At the symposium, we engage with a wide range of other famous people, including the philosopher Socrates (whom we actually met earlier at the bouleuterion) and the playwrights Euripides, Sophokles, and Aristophanes. We also meet the colourful Alkibiades, about whom I’ve written in greater detail before. At the end of the evening, Kassandra has acquired a number of leads that will aid her in completing the various plot lines that the game has thrown out and which are scattered all over Greece and the Aegean.
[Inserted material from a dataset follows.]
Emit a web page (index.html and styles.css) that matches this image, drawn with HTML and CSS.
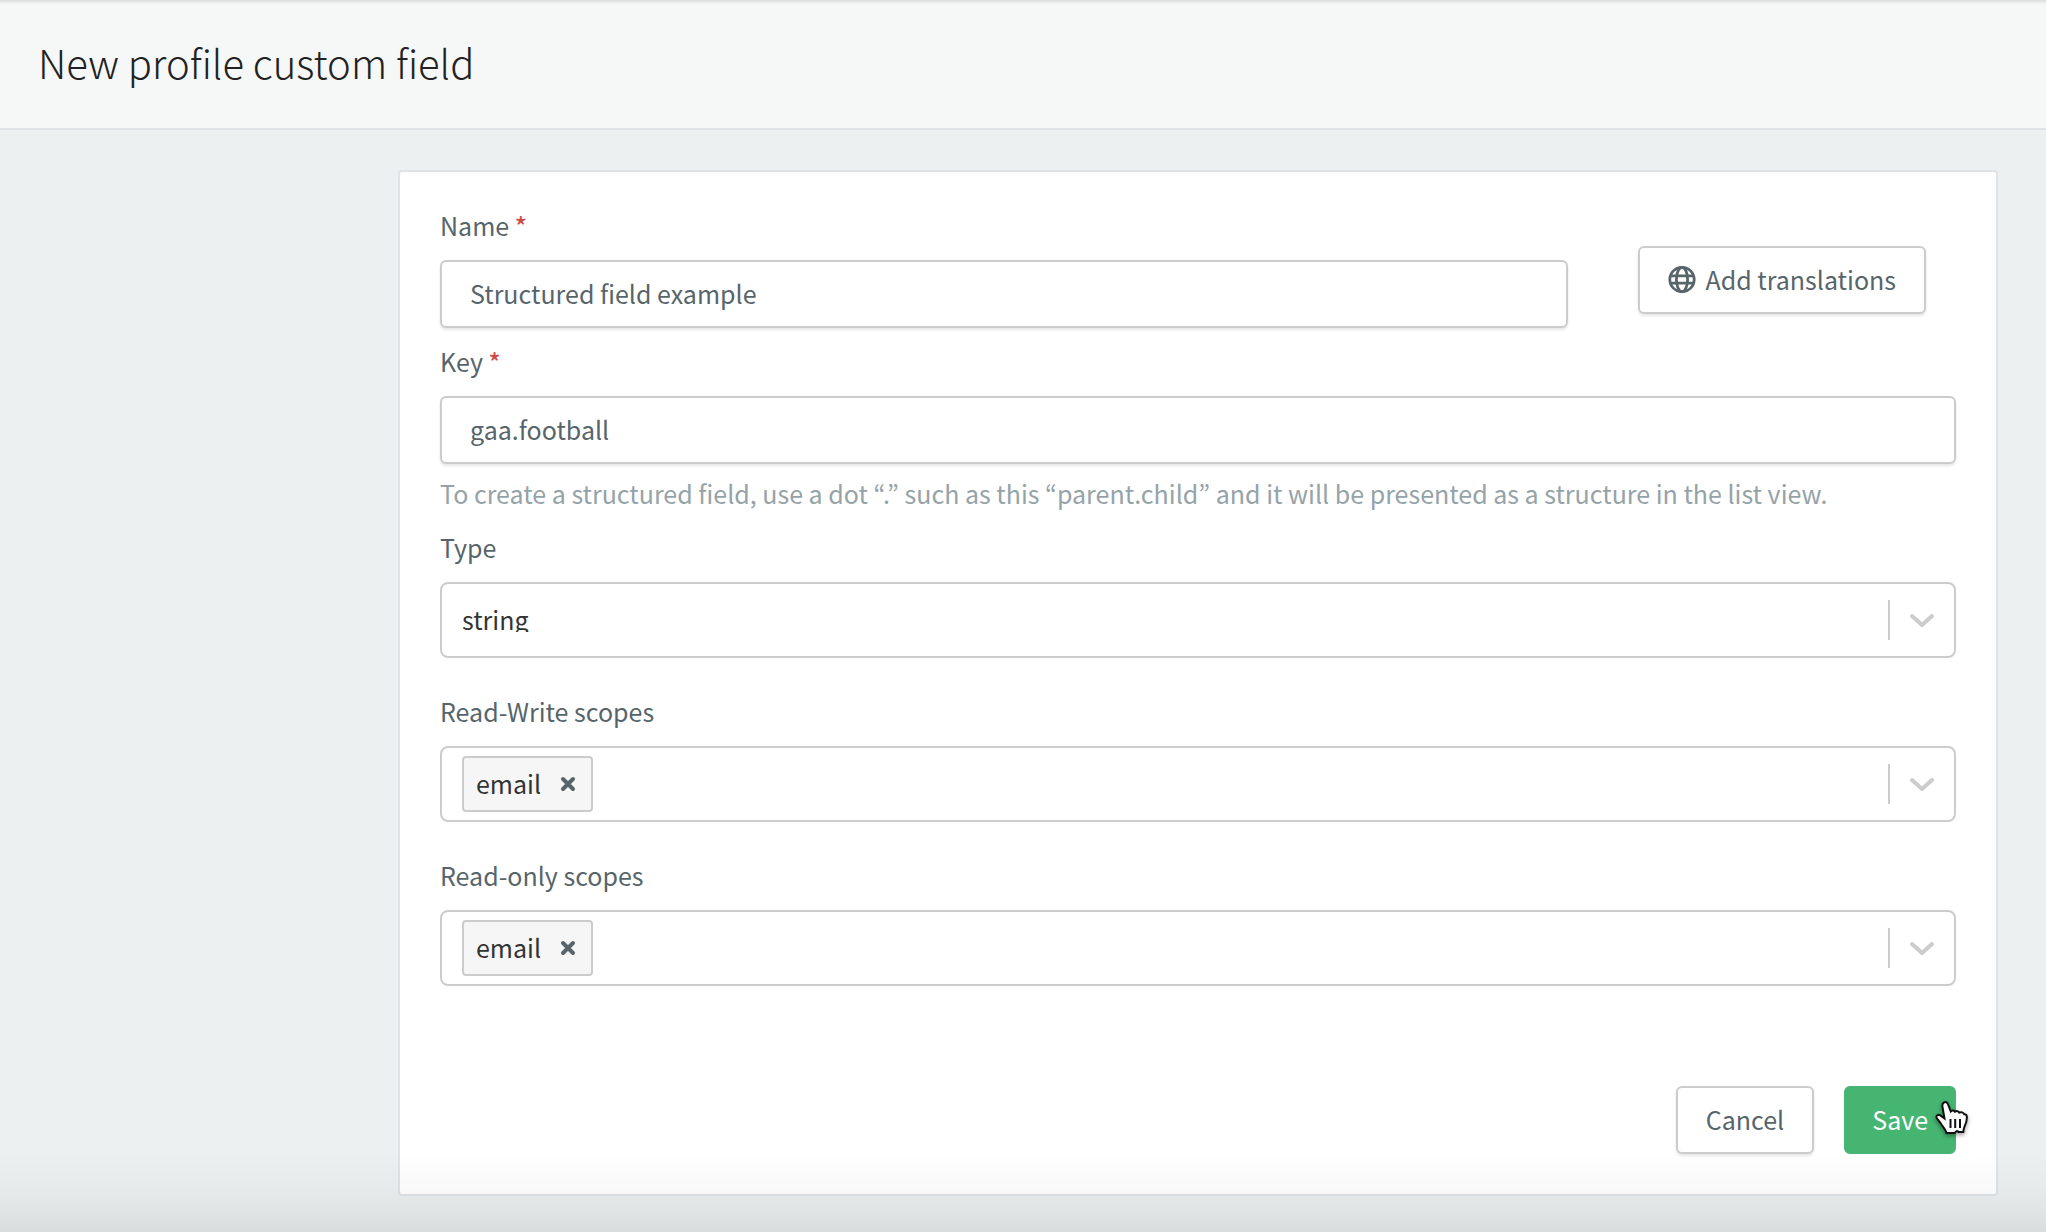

At Perikles’ party, you run into a number of famous figures, including Alcibiades, shown here near naked and quite inebriated. The developers depict him as a lecherous character, who apparently engages in sex with goats. The player can optionally choose to sleep with him after fulfilling a simple quest.

Closing thoughts

This is a good point to end my detailed survey of the game. I’m nowhere near done, but the major elements of the game’s plot are now laid bare: Kassandra needs to find her parents and reconcile with her brother. At the same time, she needs to take down the evil Cult of Kosmos, who is responsible for her family’s misfortunes. The dubious Kleon is clearly a central character in that plot line.

There’s little point, I think, in continuing to write a commentary about the game since I’ll start to repeat myself: for example, much of what I wrote about Delphi also applies to the game’s depiction of the sanctuary at Epidaurus, one of the places that I visited after my stay in Athens. In general, the developers have done a decent job. There are, of course, lots of mistakes, but all things considered this is not a bad attempt at capturing the look and feel of Classical Greece. If someone plays the game and becomes interested in ancient Greece as a result, that’s all the better.

Still, this is not the final part in this series on Assassin’s Creed: Odyssey. I’ll write one more article to wrap things up and will include comments on the three books that are connected to the game: the novelization, the Art of Assassin’s Creed: Odyssey book, and the Prima Guide.